I got an e-mail last week saying “leave the Poms alone …….or words to that effect…….well guess what, not “gonna happen”. I see that the British Government is issuing Visas to South Africans to study in the UK, even if they have failed matric, I think that just proves my theory that the Island is a wasteland of useless people streaming in from all parts of the world wanting to earn pounds and get that passport that will give them the riches or free healthcare, the dole, free housing and free money, forgot to tell you that if you have a baby in the UK you get 250 pounds from the government to put in a savings account so when it reaches 18 the massive 0.0000000000000000000000000001 percent interest rate has made it a whopping 250 pounds and 37 pence.

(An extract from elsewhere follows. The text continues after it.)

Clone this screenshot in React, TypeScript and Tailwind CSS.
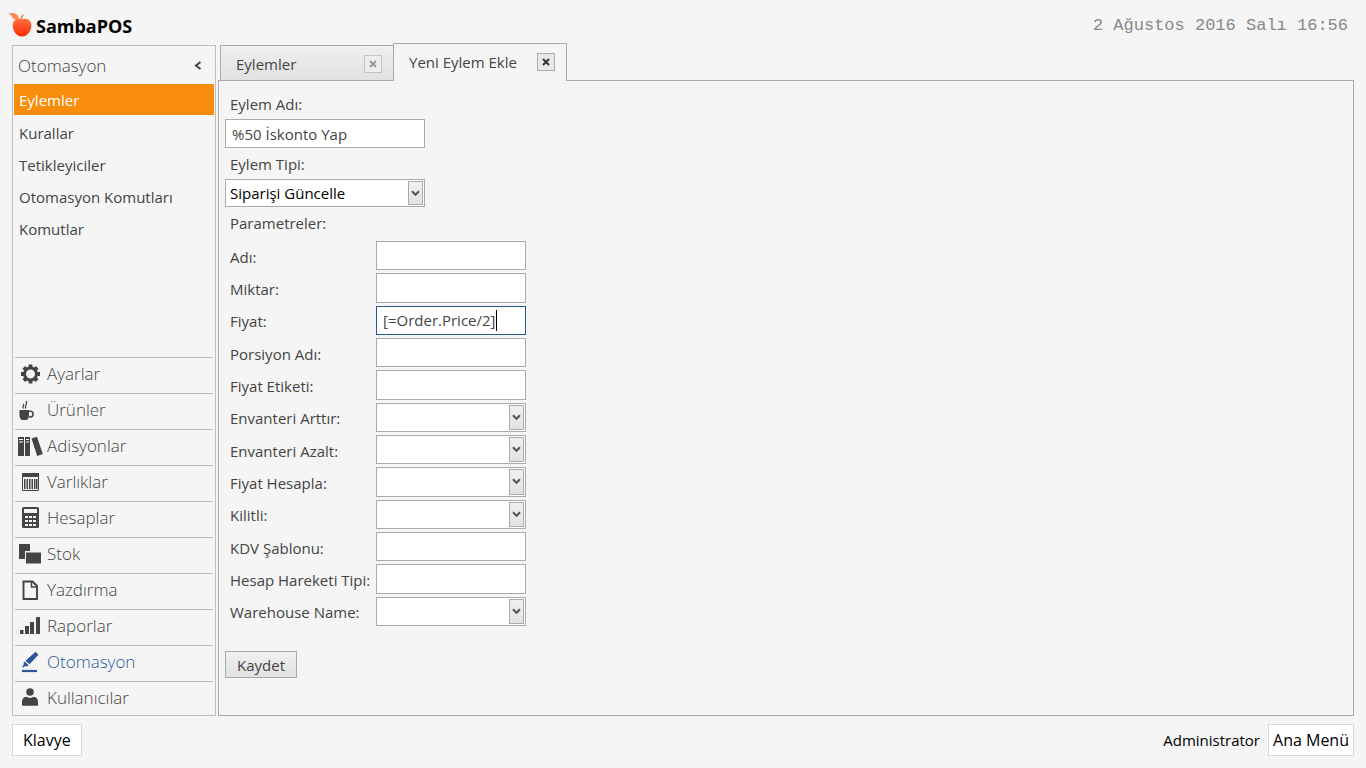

If that news becomes general knowledge in Africa it will empty in a month and the island will disappear under the frigid Atlantic ………. As old Frankie would say……………………………………….. “Start spreading the news”

On Sunday was invited by the MOTHS to a service at the old Russell Road cemetery to commemorate the life and death of James Langley Dalton (acting assistant commissary) at Rorkes drift and one of the 11 VC winners of that epic defence (22 and 23 January 1879).

Quote for the week is from General Mac Arthur: “Whoever said that the pen is mightier than the sword has never encountered machine guns”

Well got to go and remember there are only 137 days left before the start of the World Cup.